- The paper introduces a unified GAN model that integrates controllable structural guidance for flexible image-to-image translation across multiple tasks.
- It employs innovative loss functions—color, cycle-consistency, and self-content preserving losses—to enhance image quality and reduce artifacts.
- The work further presents the FRechet ResNet Distance (FRD) metric, aligning with human visual perception for improved quantitative evaluation of generated images.
An Overview of "Unified Generative Adversarial Networks for Controllable Image-to-Image Translation"
The paper by Tang, Liu, and Sebe introduces a unified framework for controllable image-to-image translation using Generative Adversarial Networks (GANs). This framework addresses several challenges inherent in existing models, such as scalability, efficiency, and adaptability to various domains and tasks. At its core, the proposed method integrates conditional images with controllable structures, offering a flexible and potent approach to image synthesis under varied structural constraints.
Key Contributions
- Unified GAN Model: The authors present a novel adversarial model that efficiently handles multiple tasks within a single architecture, differing from traditional methods that typically require task-specific tuning and multiple networks. This unified framework employs a generator and a discriminator that utilize both appearance information from the input images and structure guidance from controllable structures, such as object keypoints, human skeletons, and semantic maps.
- Innovative Loss Functions: The paper introduces three novel losses:
- Color Loss: Designed to combat the 'channel pollution' issue, it computes losses on each color channel independently, ensuring cleaner and artifact-free outputs.
- Controllable Structure Guided Cycle-Consistency Loss: This enforces a bidirectional mapping between domains, preserving structural integrity across translations.
- Controllable Structure Guided Self-Content Preserving Loss: This maintains the overall content fidelity between the input and generated images, focusing on preserving color and layout.
- FRechet ResNet Distance (FRD): Proposed as a novel metric for evaluating the quality of generated images, FRD aligns closely with human visual assessment by considering semantic distances at the feature level.
Empirical Results
The efficacy of the proposed GAN model is demonstrated on challenging tasks, including hand gesture-to-gesture translation and cross-view image translation. The experiments show significant improvements over state-of-the-art techniques, measured by various metrics including PSNR, IS, FID, and the newly introduced FRD. The model proves capable of generating high-quality images with complex transformations, handling arbitrary poses, sizes, and configurations.

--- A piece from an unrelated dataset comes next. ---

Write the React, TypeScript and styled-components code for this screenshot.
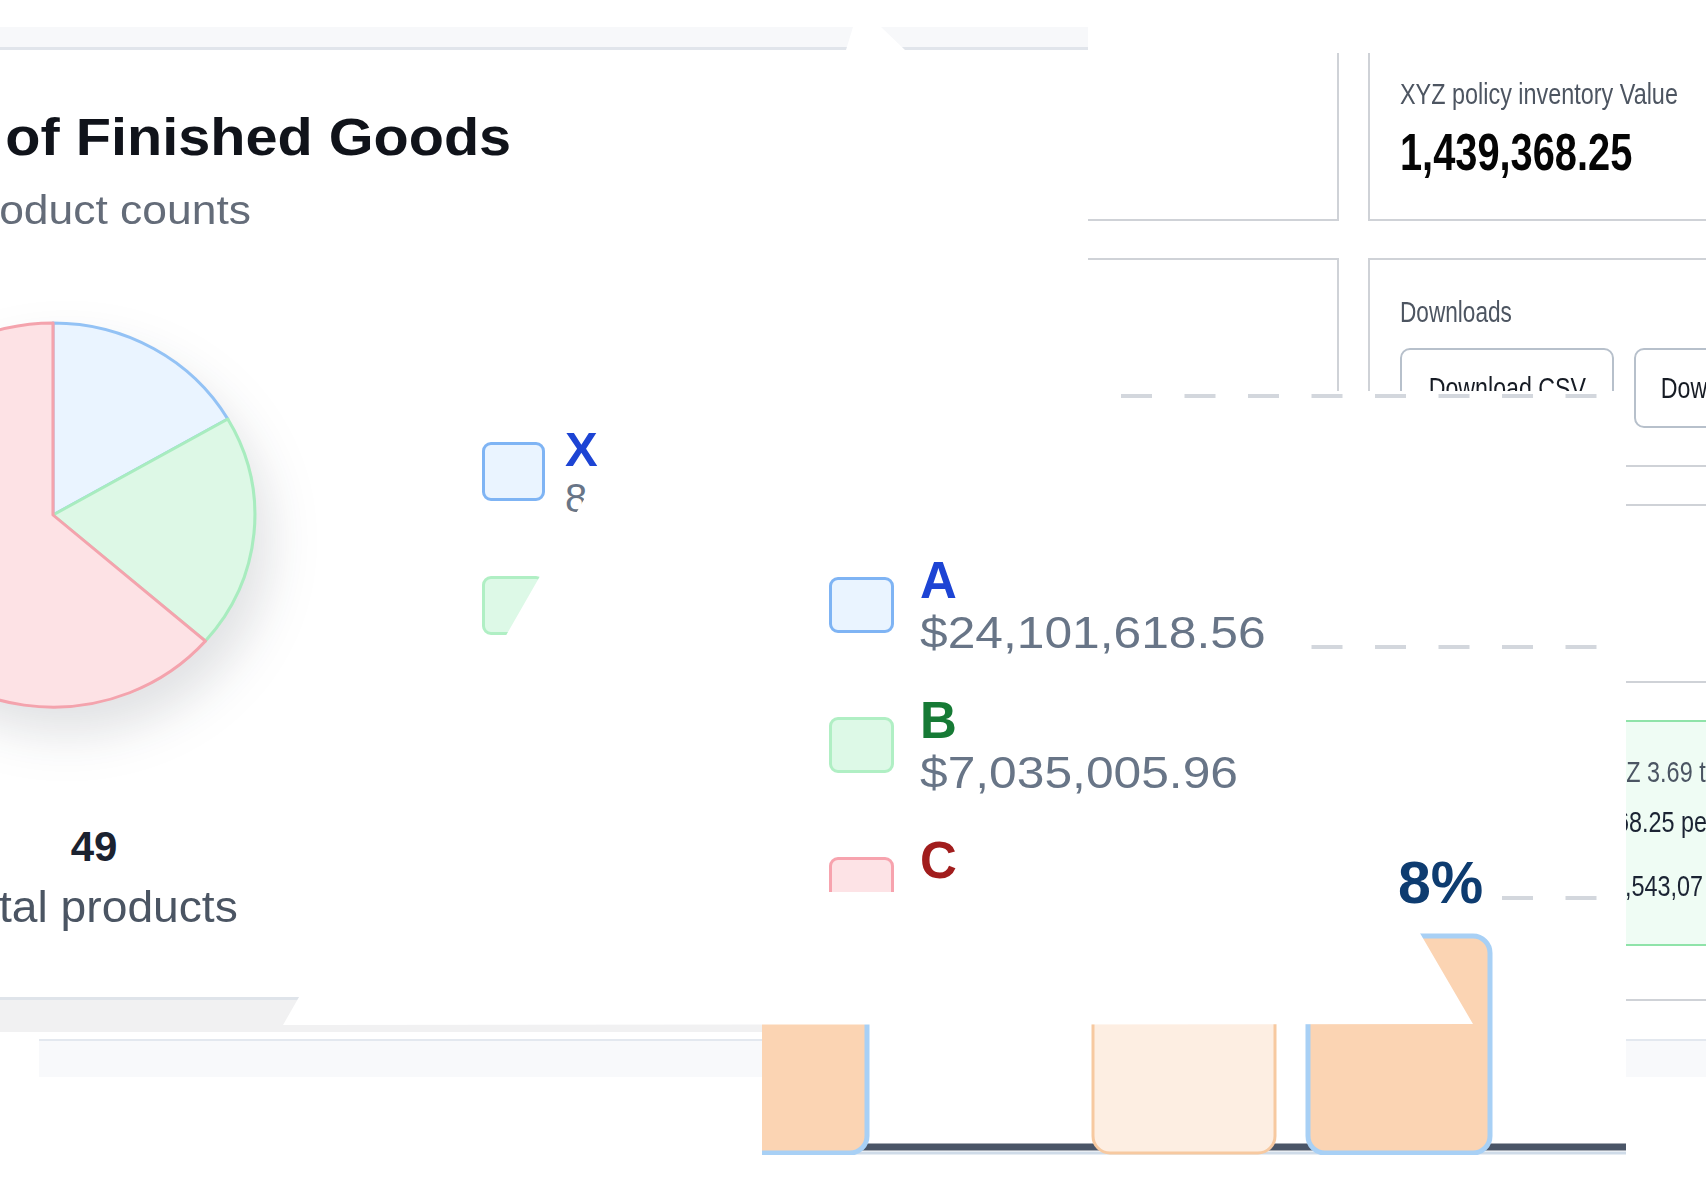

Practical and Theoretical Implications
The practical value of this research lies in its capability to generalize across various applications using a single model framework. This versatility is particularly advantageous for tasks like facial expression synthesis or person image generation, where variations are immense, and structuring such transformations through multiple bespoke models could be infeasible. Theoretically, the proposed framework opens discussions on the unification of adversarial training and conditional structures into a cohesive architecture, suggesting pathways for further integration of contextual and structural data in deep learning models.
Future Directions
Future research may explore enhancing the scalability of the proposed model further by integrating additional data types and structural guidance beyond the current scope. Another potential direction includes refining the FRD metric to capture more nuanced quality assessments attuned to diverse application-specific requirements. Additionally, extending the model's capacity to operate effectively with reduced data dependencies could yield innovative contributions to the field of unsupervised and semi-supervised learning.
In conclusion, this work offers a comprehensive approach to enhancing the flexibility and robustness of GANs for controllable image translation tasks, contributing significantly to the fields of computer vision and deep learning.